After leaving his studies at Georgia Tech, Peker began working for Southern Electrical Equipment Distributers. “He was a popular man whose employees loved him. He took care of people,” recalled his daughter, Emily Peker of Atlanta. After leaving the company, Peker took his first wife, Madelyn McIntosh, and their two children on a vacation across Europe.

“He was a wonderful and hard-working father with a kind and quiet soul,” said his daughter. “He was very cool, too,” said his son, “He was an even-keeled, truth-obsessed man who was one of the most entertaining people to talk to that I have ever met.”

Peker then moved to Electromagnetic Sciences, where he was a programs coordinator designing communication devices for space satellites. Later, he was a financial manager at Georgia Tech Research Institute, from which he retired in 1993.
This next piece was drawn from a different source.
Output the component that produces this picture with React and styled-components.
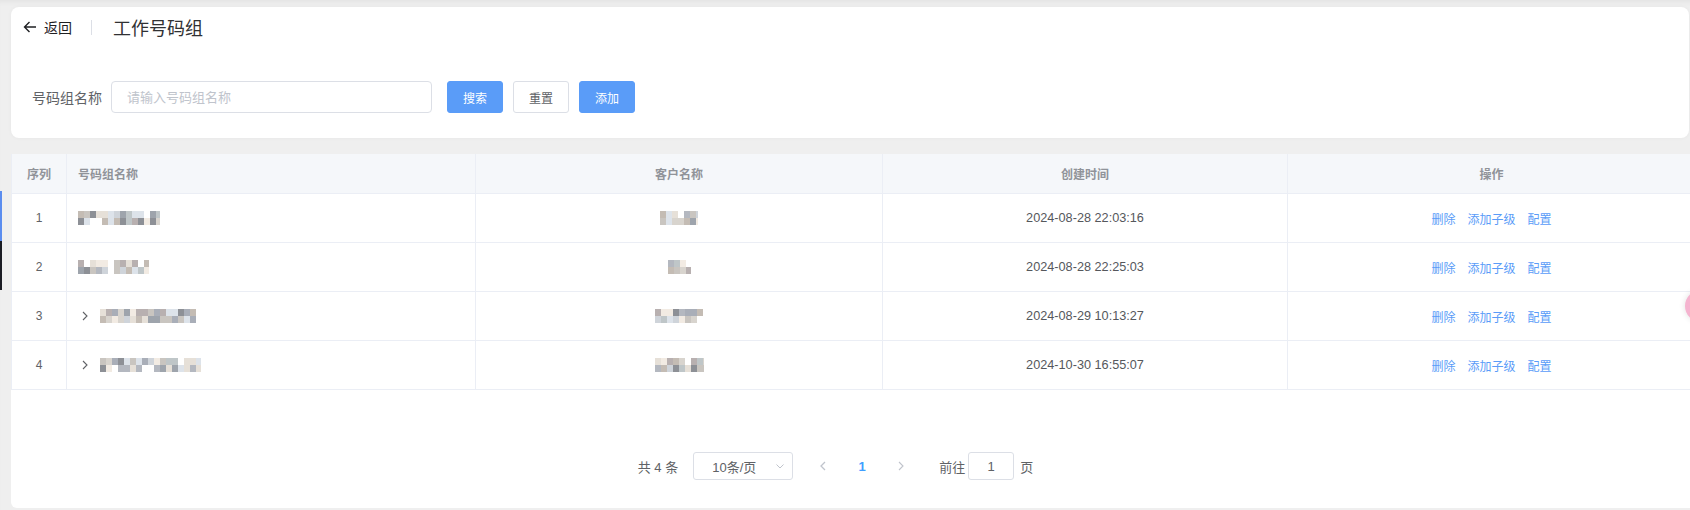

After the death of his first wife, Peker married Martha Ann Stegar of Stone Mountain in 1992. The two travelled the world together. “We were both interested in beautiful, natural places,” said his wife. When not abroad, the pair were docents at Zoo Atlanta. “He could tell wonderful stories about the animals, especially the gorillas,” she said.

The couple also volunteered at the Fernbank Museum of Natural History in Atlanta. His wife recalled Peker’s first day working at one exhibit. “The night before, he went to the library and studied all the dinosaurs for hours, because he was afraid some little boy would show up to the exhibit knowing more than he did,” she said.

In addition to his wife, daughter and son, Peker is survived by his stepdaughters, Lyn Deadmore of Atlanta and Lisa Sipp of Peñasco, N.M., and several grandchildren and great-grandchildren.